Buffaloed | Tanya Wexler | Tribeca 2019
Growing up in Buffalo as a kid, Peg (Zoey Deutch) had one goal on her mind: to make enough money to get the hell out of there. She didn’t want to end up stuck living the life of her mom Kathy (Judy Greer), who struggled to make ends meet for Peg and her brother JJ (Noah Reid) after the death of their father.
Peg doesn’t share the same affinity for Buffalo as everyone else in the town (she even hates Buffalo wings!), so she becomes motivated at a young age to scheme and connive in order to escape from her hometown through an expensive Ivy League education. She starts to make some good cash by selling counterfeit Buffalo Bills tickets, which soon lands her in jail and, upon release, she’s hounded by debt collectors.

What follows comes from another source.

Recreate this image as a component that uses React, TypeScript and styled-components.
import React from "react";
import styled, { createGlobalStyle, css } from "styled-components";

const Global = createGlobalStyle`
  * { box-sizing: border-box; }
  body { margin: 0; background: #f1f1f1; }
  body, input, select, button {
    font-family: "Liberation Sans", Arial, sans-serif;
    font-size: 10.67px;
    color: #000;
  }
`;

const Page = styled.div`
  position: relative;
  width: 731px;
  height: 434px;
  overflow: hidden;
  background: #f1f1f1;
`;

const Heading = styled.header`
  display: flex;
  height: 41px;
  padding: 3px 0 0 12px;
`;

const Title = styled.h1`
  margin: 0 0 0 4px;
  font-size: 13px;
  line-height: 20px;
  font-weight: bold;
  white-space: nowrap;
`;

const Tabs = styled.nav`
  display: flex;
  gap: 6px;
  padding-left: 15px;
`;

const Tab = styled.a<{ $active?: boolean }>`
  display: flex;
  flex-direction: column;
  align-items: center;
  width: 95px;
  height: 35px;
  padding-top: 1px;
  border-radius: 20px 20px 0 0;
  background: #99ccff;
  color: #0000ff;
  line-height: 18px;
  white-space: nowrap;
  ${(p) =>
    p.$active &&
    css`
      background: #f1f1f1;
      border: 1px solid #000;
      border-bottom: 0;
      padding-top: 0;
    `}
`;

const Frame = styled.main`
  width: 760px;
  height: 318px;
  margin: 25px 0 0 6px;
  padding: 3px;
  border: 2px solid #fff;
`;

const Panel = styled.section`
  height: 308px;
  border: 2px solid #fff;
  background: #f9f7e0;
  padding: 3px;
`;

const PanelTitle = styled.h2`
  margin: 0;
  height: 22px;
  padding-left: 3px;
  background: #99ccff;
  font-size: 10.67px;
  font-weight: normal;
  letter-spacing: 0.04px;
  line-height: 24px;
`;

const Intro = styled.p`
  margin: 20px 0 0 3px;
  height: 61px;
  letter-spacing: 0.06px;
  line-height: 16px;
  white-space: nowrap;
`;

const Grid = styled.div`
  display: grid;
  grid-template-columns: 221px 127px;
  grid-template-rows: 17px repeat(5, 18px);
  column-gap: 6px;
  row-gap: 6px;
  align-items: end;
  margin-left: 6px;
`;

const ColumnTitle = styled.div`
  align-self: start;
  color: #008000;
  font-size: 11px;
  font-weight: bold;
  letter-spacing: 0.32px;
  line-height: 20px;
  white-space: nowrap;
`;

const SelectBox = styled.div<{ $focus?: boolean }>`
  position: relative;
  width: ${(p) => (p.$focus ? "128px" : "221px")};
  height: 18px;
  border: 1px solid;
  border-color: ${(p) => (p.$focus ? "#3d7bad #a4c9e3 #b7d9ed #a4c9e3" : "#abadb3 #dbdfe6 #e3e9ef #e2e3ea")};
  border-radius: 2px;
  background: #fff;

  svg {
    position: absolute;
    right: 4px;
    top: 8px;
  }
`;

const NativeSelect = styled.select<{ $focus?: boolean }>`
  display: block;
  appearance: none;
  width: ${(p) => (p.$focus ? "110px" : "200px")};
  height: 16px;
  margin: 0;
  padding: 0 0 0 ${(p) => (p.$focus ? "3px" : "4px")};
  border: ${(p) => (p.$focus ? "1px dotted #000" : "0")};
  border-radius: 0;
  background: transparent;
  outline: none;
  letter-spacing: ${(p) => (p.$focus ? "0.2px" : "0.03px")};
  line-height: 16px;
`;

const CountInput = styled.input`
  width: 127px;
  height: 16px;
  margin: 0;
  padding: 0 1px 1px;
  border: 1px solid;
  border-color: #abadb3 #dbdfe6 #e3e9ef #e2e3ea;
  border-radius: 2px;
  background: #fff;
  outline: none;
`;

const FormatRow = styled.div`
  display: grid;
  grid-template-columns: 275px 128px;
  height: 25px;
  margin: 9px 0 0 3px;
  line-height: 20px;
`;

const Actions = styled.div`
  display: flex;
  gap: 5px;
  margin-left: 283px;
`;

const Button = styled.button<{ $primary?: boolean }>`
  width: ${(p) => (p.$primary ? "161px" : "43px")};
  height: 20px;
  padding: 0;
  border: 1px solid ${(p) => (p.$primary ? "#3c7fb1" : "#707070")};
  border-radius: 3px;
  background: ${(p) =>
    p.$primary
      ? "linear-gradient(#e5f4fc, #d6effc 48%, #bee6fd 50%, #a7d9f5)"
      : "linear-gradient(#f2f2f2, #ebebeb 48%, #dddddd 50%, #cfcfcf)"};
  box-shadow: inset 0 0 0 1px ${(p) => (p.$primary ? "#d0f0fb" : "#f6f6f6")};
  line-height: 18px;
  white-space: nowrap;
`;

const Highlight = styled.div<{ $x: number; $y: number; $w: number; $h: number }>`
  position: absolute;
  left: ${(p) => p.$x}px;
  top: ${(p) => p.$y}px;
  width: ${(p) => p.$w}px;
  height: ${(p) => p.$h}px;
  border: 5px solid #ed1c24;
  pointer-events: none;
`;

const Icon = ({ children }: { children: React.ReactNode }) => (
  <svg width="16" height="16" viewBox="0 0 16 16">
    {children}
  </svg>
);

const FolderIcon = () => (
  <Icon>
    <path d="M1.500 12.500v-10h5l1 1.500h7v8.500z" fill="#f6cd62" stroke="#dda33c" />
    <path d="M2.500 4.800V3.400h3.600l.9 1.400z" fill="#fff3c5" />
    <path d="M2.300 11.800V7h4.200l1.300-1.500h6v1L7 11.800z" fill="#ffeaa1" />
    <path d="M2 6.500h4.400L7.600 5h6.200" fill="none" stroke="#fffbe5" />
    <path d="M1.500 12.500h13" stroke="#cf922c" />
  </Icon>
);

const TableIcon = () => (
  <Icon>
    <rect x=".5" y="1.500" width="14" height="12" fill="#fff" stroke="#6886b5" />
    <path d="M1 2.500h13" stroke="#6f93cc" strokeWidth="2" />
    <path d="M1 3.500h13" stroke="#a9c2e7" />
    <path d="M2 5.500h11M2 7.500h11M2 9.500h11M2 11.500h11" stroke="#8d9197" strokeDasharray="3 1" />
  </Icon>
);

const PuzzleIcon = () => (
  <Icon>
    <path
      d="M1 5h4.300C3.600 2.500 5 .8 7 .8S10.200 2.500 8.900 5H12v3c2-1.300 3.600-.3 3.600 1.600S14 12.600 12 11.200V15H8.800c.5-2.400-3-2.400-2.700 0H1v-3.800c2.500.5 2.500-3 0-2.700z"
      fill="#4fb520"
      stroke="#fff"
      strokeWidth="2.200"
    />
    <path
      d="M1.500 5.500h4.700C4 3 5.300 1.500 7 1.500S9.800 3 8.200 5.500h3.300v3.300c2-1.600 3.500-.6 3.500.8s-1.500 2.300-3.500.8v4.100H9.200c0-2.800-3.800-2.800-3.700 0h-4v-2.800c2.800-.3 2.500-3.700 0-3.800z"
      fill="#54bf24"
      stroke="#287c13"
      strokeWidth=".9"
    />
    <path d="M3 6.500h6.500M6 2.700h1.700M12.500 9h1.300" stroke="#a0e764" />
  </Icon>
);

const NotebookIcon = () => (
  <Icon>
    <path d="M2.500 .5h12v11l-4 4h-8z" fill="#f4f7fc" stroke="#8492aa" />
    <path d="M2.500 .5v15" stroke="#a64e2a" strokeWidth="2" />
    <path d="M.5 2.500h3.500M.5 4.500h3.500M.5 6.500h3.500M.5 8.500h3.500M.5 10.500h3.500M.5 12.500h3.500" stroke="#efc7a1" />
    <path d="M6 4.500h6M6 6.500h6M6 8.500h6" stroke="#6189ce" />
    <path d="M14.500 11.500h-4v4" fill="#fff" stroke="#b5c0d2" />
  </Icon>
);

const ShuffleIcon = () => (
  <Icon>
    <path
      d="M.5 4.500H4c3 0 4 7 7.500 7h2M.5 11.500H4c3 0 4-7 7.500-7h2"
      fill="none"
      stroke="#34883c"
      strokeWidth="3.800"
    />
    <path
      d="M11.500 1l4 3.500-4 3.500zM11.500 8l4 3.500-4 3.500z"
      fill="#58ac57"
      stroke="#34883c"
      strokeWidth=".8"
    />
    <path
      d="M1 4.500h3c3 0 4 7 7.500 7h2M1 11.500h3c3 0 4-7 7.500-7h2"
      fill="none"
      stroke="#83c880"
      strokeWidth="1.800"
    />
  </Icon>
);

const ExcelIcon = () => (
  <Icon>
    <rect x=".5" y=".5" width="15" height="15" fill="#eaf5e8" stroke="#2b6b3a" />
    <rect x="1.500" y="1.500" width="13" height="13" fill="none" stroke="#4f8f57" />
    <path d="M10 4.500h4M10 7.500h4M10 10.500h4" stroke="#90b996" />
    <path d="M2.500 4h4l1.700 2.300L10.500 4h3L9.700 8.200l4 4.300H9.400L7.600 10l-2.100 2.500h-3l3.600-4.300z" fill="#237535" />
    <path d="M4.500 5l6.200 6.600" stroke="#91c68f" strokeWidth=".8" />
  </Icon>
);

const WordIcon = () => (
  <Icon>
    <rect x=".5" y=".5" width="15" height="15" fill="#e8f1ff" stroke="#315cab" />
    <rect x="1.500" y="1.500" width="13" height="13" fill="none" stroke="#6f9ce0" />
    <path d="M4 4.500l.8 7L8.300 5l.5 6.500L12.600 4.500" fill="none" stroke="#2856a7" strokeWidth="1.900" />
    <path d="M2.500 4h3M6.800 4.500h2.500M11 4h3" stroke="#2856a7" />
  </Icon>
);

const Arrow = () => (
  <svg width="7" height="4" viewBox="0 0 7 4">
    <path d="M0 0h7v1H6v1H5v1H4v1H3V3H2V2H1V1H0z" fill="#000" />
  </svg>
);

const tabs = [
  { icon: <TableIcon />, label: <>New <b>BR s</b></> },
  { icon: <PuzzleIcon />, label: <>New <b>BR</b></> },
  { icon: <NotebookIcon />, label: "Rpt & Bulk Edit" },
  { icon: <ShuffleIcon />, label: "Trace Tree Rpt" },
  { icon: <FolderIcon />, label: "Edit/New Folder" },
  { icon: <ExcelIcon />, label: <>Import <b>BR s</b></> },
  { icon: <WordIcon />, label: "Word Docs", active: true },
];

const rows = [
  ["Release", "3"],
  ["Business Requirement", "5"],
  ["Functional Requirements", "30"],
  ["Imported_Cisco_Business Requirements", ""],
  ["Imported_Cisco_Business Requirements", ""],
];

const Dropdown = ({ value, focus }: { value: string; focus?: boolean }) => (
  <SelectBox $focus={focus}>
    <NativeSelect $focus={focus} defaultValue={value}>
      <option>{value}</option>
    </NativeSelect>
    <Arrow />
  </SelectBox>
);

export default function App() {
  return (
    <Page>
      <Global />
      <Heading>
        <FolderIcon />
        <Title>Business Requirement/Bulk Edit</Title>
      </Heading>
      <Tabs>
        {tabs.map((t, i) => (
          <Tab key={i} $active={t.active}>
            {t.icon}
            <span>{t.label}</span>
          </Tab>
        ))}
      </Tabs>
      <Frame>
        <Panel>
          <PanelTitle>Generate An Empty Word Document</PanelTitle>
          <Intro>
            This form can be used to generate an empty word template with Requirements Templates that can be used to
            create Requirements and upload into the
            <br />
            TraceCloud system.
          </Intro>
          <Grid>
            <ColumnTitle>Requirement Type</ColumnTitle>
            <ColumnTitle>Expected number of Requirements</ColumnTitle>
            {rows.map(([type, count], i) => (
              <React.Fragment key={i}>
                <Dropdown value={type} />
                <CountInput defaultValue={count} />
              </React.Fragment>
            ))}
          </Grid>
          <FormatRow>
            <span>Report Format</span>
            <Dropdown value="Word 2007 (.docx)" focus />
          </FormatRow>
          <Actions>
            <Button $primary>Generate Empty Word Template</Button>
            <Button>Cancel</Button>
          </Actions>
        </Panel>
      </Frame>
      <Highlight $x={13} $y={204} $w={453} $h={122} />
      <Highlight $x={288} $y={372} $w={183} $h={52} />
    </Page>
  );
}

Initially annoyed, the quick-thinking Peg finds herself a job with the sketchy debt collecting operation headed by the sleazy Wizz (Jai Courtney). She excels at the job right from the getgo, but Wizz and the rest of the employees don’t take her seriously.
She isn’t one to quit, so she starts a firm of her own, which catches Wizz’s ire, as well as the attention of Graham (Jermaine Fowler), the same lawyer who jailed her. That attention also comes with a budding romance, but that’s as long as she keeps her operation legit. But Peg will do whatever it takes to help out her family, as well as to stick it to Wizz.
Directed by Tanya Wexler from a script from actor Brian Sacca, Buffaloed is a wacky comedy that fully embraces its Buffalo setting, as well as taking cues from films such as The Wolf Of Wall Street and The Big Short, with its less than legal enterprising and simplification into the world of debt collecting.
While aspects of it feel a bit too broad and scattershot, there’s plenty of cleverness and whacky hijinx to be found in Sacca’s script and brought to life in absurdist fashion by Wexler. But Buffaloed rests firmly on the shoulders of Deutch who gives a career-best performance, playing a firecracker of a personality that is close to coming off the rails, but one that she also gives plenty of personality and depth that makes it all work. The same goes for Judy Greer, one of the most underutilized actresses in Hollywood, who absolutely shines in the role.
While sometimes Buffaloed gets a bit too wild and crazy and teeters on the line of believability, it has enough working for it as a broad comedy, thanks to Deutch’s commanding performance, which makes a case for plenty more big-time leading roles, especially in the world of comedy.